Kairo (Pulse)

Written & Directed by Kurosawa Kiyoshi
Gerne: Horror
Runtime: 118 minutes
Country/Language: Japan/Japanese
Official Site, IMDb
Synopsis: A group of young friends is shaken by the unexpected suicide of one of their own and his subsequent nebulous reappearances. Soon they discover that there is a large number of lonely people, on-line, stranded from society that disappear in the same mysterious way, only to linger as ghastly projects of themselves.
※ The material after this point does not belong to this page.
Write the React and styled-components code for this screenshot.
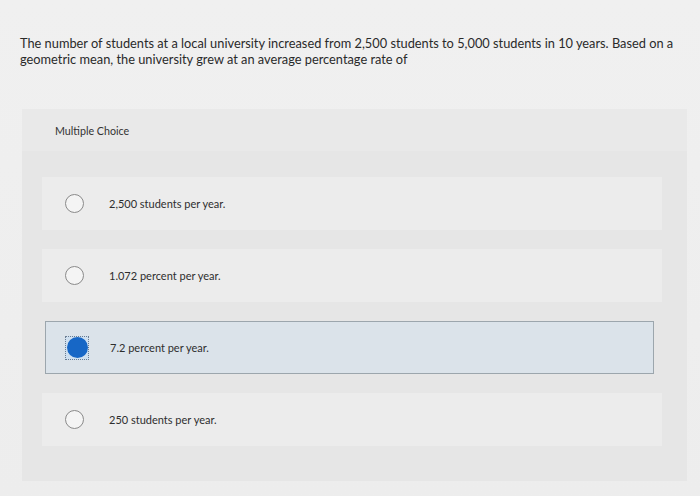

Before any further comments, I must state that the director is unrelated to Akira Kurosawa and if you watch this film it would be more then obvious. Kairo, was released in 2001, just before J-Horror came to mass production. (Un)fortunately, the internet technology was very different then, dial-up modems, lagging, choppy video, etc. Thus, some of the technophobia is really outdated. Despite the low-budget and age of this film, everything seems in place, obviously because of the staffs' talent and hard work. CG-work and editing have done wonders for the very creepy special effects. Acting is also surprisingly good, avoiding the pompous styles popularized in Kyoto Area.

The story itself is unfolding slowly, which perfectly suits this type of film. It gives time to the audience to guess, think, but more importantly, feel the events unfolding. On the downside, the two main plotlines are very fickly connected near the end of the film by an apparently random event, in order to lead to the film's climax. But still having in mind the jokes for scripts the vast majority of modern horror and thrillers have, filled with plotholes, Kairo really shines with its coherence.

I must stress that this film is neither scary nor gory, it is though creepy, the metaphysical element springs from everyday events becoming itself casual and common (within the films myth). Also good use of lightning (actually, the lack of) and minimalistic shots give a very eerie feeling throughout the film. I heard and read many complains about it, but in my opinion horror is not about finding the killer or understanding the metaphysics proposed, it is though about experiencing a disconnection from reality and Kairo certainly achieves that.

I shouldn't forget to also mention that this film was distributed in the US in 2005! While in Europe it was around a couple of months after its original release in Japan (2001). As if this was not enough, in 2006 Hollywood made a remake, as the fad continues even today, which failed to capture the atmosphere of the original work, by simplifying the plot and putting in new and shinny special effects.

In conclusion, if you like slow and eerie films that play more on the emotional impact they have on the viewer, watch Kairo. If you prefer everything to be explained so even idiots can understand, crimson blood dripping from a a poor maidens lifeless body every other scene or to scare your teen girlfriend to get her laid, avoid it!